**STORED DATA:**
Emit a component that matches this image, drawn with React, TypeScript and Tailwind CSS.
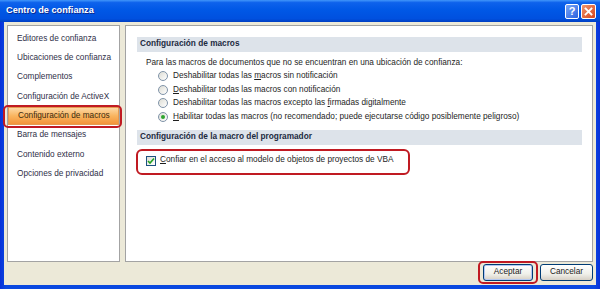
import React from "react";

const leftItems = [
  "Editores de confianza",
  "Ubicaciones de confianza",
  "Complementos",
  "Configuración de ActiveX",
  "Configuración de macros",
  "Barra de mensajes",
  "Contenido externo",
  "Opciones de privacidad",
];

function Radio({ checked }: { checked?: boolean }) {
  return (
    <span className="w-[10px] h-[10px] rounded-full border border-[#7f93a8] bg-[linear-gradient(135deg,#dcdcd4,#ffffff)] flex items-center justify-center shrink-0">
      {checked && <span className="w-[4px] h-[4px] rounded-full bg-[#2fa52f]" />}
    </span>
  );
}

export default function App() {
  return (
    <div className="w-[600px] h-[289px] flex flex-col overflow-hidden bg-[linear-gradient(to_right,#0831d9,#0a48e0_1%,#0a48e0_99%,#0831d9)] font-['Liberation_Sans',Arial,sans-serif]">
      {/* Title bar */}
      <div className="h-[22px] shrink-0 flex items-center pl-[6px] pr-[4px] bg-[linear-gradient(to_bottom,#4196fa_0%,#0e62ec_12%,#0058e6_45%,#0050df_85%,#003ec2_100%)]">
        <span className="text-white font-bold text-[9.2px] [text-shadow:1px_1px_0_#0b2a8f]">Centro de confianza</span>
        <div className="ml-auto flex gap-[2px] mt-[1px]">
          <div className="w-[14px] h-[15px] rounded-[2px] border border-white bg-[linear-gradient(135deg,#7aa6f6,#2a62e0)] flex items-center justify-center">
            <span className="text-white font-bold text-[11px] leading-none">?</span>
          </div>
          <div className="w-[15px] h-[15px] rounded-[2px] border border-white bg-[linear-gradient(135deg,#f0956e,#d6461c)] flex items-center justify-center">
            <svg width="9" height="9" viewBox="0 0 9 9">
              <path d="M1.5 1.5 L7.5 7.5 M7.5 1.5 L1.5 7.5" stroke="white" strokeWidth="1.8" strokeLinecap="square" />
            </svg>
          </div>
        </div>
      </div>

      {/* Body */}
      <div className="flex-1 mx-[4px] mb-[4px] bg-[#ece9d8] flex flex-col px-[3px] pt-[3px] text-[8.25px] text-[#1e1e1e]">
        <div className="flex gap-[5px] h-[237px] shrink-0">
          {/* Left panel */}
          <div className="w-[113px] shrink-0 bg-white border border-[#a3a3a3] pt-[3px]">
            {leftItems.map((t, i) =>
              i === 4 ? (
                <div key={t} className="relative h-[19.4px] flex items-center">
                  <div className="h-[18px] w-full flex items-center pl-[9px] bg-[linear-gradient(to_bottom,#fdd8a4,#f9b45e_50%,#f3943a)] border border-[#e59a50] text-[#3a2a10]">
                    {t}
                  </div>
                  <div className="absolute left-[-5px] top-[-2px] w-[119px] h-[23px] rounded-[5px] border-2 border-[#c01a22]" />
                </div>
              ) : (
                <div key={t} className="h-[19.4px] flex items-center pl-[9px] text-[#2f2f48]">
                  {t}
                </div>
              )
            )}
          </div>

          {/* Right panel */}
          <div className="flex-1 bg-white border border-[#a3a3a3] pt-[11px] pl-[11px] pr-[10px]">
            <div className="h-[15px] bg-[#dde3ea] flex items-center pl-[3px] font-bold text-[#1c2a40]">
              Configuración de macros
            </div>
            <div className="pl-[9px]">
              <div className="h-[12px] mt-[5.5px] flex items-center">
                Para las macros de documentos que no se encuentran en una ubicación de confianza:
              </div>
              <div className="pl-[12px]">
                <div className="h-[13.5px] flex items-center gap-[5px]">
                  <Radio />
                  <span>Deshabilitar todas las <u>m</u>acros sin notificación</span>
                </div>
                <div className="h-[13.5px] flex items-center gap-[5px]">
                  <Radio />
                  <span><u>D</u>eshabilitar todas las macros con notificación</span>
                </div>
                <div className="h-[13.5px] flex items-center gap-[5px]">
                  <Radio />
                  <span>Deshabilitar todas las macros excepto las <u>f</u>irmadas digitalmente</span>
                </div>
                <div className="h-[13.5px] flex items-center gap-[5px]">
                  <Radio checked />
                  <span><u>H</u>abilitar todas las macros (no recomendado; puede ejecutarse código posiblemente peligroso)</span>
                </div>
              </div>
            </div>

            <div className="h-[15px] mt-[6px] bg-[#dde3ea] flex items-center pl-[3px] font-bold text-[#1c2a40]">
              Configuración de la macro del programador
            </div>
            <div className="pl-[9px] mt-[9px]">
              <div className="relative h-[14px] flex items-center gap-[4px]">
                <span className="w-[10px] h-[10px] border border-[#1c5180] bg-[linear-gradient(135deg,#dcdcd4,#ffffff)] flex items-center justify-center shrink-0">
                  <svg width="8" height="8" viewBox="0 0 8 8">
                    <path d="M1 4 L3 6 L7 1.5" stroke="#21a121" strokeWidth="1.6" fill="none" />
                  </svg>
                </span>
                <span><u>C</u>onfiar en el acceso al modelo de objetos de proyectos de VBA</span>
                <div className="absolute left-[-10px] top-[-5px] w-[274px] h-[26px] rounded-[6px] border-2 border-[#c01a22]" />
              </div>
            </div>
          </div>
        </div>

        {/* Buttons */}
        <div className="flex justify-end gap-[7px] mt-[2px]">
          <div className="relative">
            <button className="w-[50px] h-[17px] rounded-[3px] border border-[#003c74] bg-[linear-gradient(to_bottom,#ffffff,#f0f0ea_60%,#d6d0c5)] shadow-[inset_0_0_0_1px_#b4c8f2] text-[8.25px] text-[#222] flex items-center justify-center">
              Aceptar
            </button>
            <div className="absolute left-[-5px] top-[-3px] w-[60px] h-[23px] rounded-[5px] border-2 border-[#c01a22]" />
          </div>
          <button className="w-[53px] h-[17px] rounded-[3px] border border-[#003c74] bg-[linear-gradient(to_bottom,#ffffff,#f0f0ea_60%,#d6d0c5)] text-[8.25px] text-[#222] flex items-center justify-center">
            Cancelar
          </button>
        </div>
      </div>
    </div>
  );
}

**EXERCISE DESCRIPTION:**
Make an exact copy of the whole listing, but don't bring over any pictures.

**TASK OUTPUT:**
Emit a component that matches this image, drawn with React, TypeScript and Tailwind CSS.
import React from "react";

const leftItems = [
  "Editores de confianza",
  "Ubicaciones de confianza",
  "Complementos",
  "Configuración de ActiveX",
  "Configuración de macros",
  "Barra de mensajes",
  "Contenido externo",
  "Opciones de privacidad",
];

function Radio({ checked }: { checked?: boolean }) {
  return (
    <span className="w-[10px] h-[10px] rounded-full border border-[#7f93a8] bg-[linear-gradient(135deg,#dcdcd4,#ffffff)] flex items-center justify-center shrink-0">
      {checked && <span className="w-[4px] h-[4px] rounded-full bg-[#2fa52f]" />}
    </span>
  );
}

export default function App() {
  return (
    <div className="w-[600px] h-[289px] flex flex-col overflow-hidden bg-[linear-gradient(to_right,#0831d9,#0a48e0_1%,#0a48e0_99%,#0831d9)] font-['Liberation_Sans',Arial,sans-serif]">
      {/* Title bar */}
      <div className="h-[22px] shrink-0 flex items-center pl-[6px] pr-[4px] bg-[linear-gradient(to_bottom,#4196fa_0%,#0e62ec_12%,#0058e6_45%,#0050df_85%,#003ec2_100%)]">
        <span className="text-white font-bold text-[9.2px] [text-shadow:1px_1px_0_#0b2a8f]">Centro de confianza</span>
        <div className="ml-auto flex gap-[2px] mt-[1px]">
          <div className="w-[14px] h-[15px] rounded-[2px] border border-white bg-[linear-gradient(135deg,#7aa6f6,#2a62e0)] flex items-center justify-center">
            <span className="text-white font-bold text-[11px] leading-none">?</span>
          </div>
          <div className="w-[15px] h-[15px] rounded-[2px] border border-white bg-[linear-gradient(135deg,#f0956e,#d6461c)] flex items-center justify-center">
            <svg width="9" height="9" viewBox="0 0 9 9">
              <path d="M1.5 1.5 L7.5 7.5 M7.5 1.5 L1.5 7.5" stroke="white" strokeWidth="1.8" strokeLinecap="square" />
            </svg>
          </div>
        </div>
      </div>

      {/* Body */}
      <div className="flex-1 mx-[4px] mb-[4px] bg-[#ece9d8] flex flex-col px-[3px] pt-[3px] text-[8.25px] text-[#1e1e1e]">
        <div className="flex gap-[5px] h-[237px] shrink-0">
          {/* Left panel */}
          <div className="w-[113px] shrink-0 bg-white border border-[#a3a3a3] pt-[3px]">
            {leftItems.map((t, i) =>
              i === 4 ? (
                <div key={t} className="relative h-[19.4px] flex items-center">
                  <div className="h-[18px] w-full flex items-center pl-[9px] bg-[linear-gradient(to_bottom,#fdd8a4,#f9b45e_50%,#f3943a)] border border-[#e59a50] text-[#3a2a10]">
                    {t}
                  </div>
                  <div className="absolute left-[-5px] top-[-2px] w-[119px] h-[23px] rounded-[5px] border-2 border-[#c01a22]" />
                </div>
              ) : (
                <div key={t} className="h-[19.4px] flex items-center pl-[9px] text-[#2f2f48]">
                  {t}
                </div>
              )
            )}
          </div>

          {/* Right panel */}
          <div className="flex-1 bg-white border border-[#a3a3a3] pt-[11px] pl-[11px] pr-[10px]">
            <div className="h-[15px] bg-[#dde3ea] flex items-center pl-[3px] font-bold text-[#1c2a40]">
              Configuración de macros
            </div>
            <div className="pl-[9px]">
              <div className="h-[12px] mt-[5.5px] flex items-center">
                Para las macros de documentos que no se encuentran en una ubicación de confianza:
              </div>
              <div className="pl-[12px]">
                <div className="h-[13.5px] flex items-center gap-[5px]">
                  <Radio />
                  <span>Deshabilitar todas las <u>m</u>acros sin notificación</span>
                </div>
                <div className="h-[13.5px] flex items-center gap-[5px]">
                  <Radio />
                  <span><u>D</u>eshabilitar todas las macros con notificación</span>
                </div>
                <div className="h-[13.5px] flex items-center gap-[5px]">
                  <Radio />
                  <span>Deshabilitar todas las macros excepto las <u>f</u>irmadas digitalmente</span>
                </div>
                <div className="h-[13.5px] flex items-center gap-[5px]">
                  <Radio checked />
                  <span><u>H</u>abilitar todas las macros (no recomendado; puede ejecutarse código posiblemente peligroso)</span>
                </div>
              </div>
            </div>

            <div className="h-[15px] mt-[6px] bg-[#dde3ea] flex items-center pl-[3px] font-bold text-[#1c2a40]">
              Configuración de la macro del programador
            </div>
            <div className="pl-[9px] mt-[9px]">
              <div className="relative h-[14px] flex items-center gap-[4px]">
                <span className="w-[10px] h-[10px] border border-[#1c5180] bg-[linear-gradient(135deg,#dcdcd4,#ffffff)] flex items-center justify-center shrink-0">
                  <svg width="8" height="8" viewBox="0 0 8 8">
                    <path d="M1 4 L3 6 L7 1.5" stroke="#21a121" strokeWidth="1.6" fill="none" />
                  </svg>
                </span>
                <span><u>C</u>onfiar en el acceso al modelo de objetos de proyectos de VBA</span>
                <div className="absolute left-[-10px] top-[-5px] w-[274px] h-[26px] rounded-[6px] border-2 border-[#c01a22]" />
              </div>
            </div>
          </div>
        </div>

        {/* Buttons */}
        <div className="flex justify-end gap-[7px] mt-[2px]">
          <div className="relative">
            <button className="w-[50px] h-[17px] rounded-[3px] border border-[#003c74] bg-[linear-gradient(to_bottom,#ffffff,#f0f0ea_60%,#d6d0c5)] shadow-[inset_0_0_0_1px_#b4c8f2] text-[8.25px] text-[#222] flex items-center justify-center">
              Aceptar
            </button>
            <div className="absolute left-[-5px] top-[-3px] w-[60px] h-[23px] rounded-[5px] border-2 border-[#c01a22]" />
          </div>
          <button className="w-[53px] h-[17px] rounded-[3px] border border-[#003c74] bg-[linear-gradient(to_bottom,#ffffff,#f0f0ea_60%,#d6d0c5)] text-[8.25px] text-[#222] flex items-center justify-center">
            Cancelar
          </button>
        </div>
      </div>
    </div>
  );
}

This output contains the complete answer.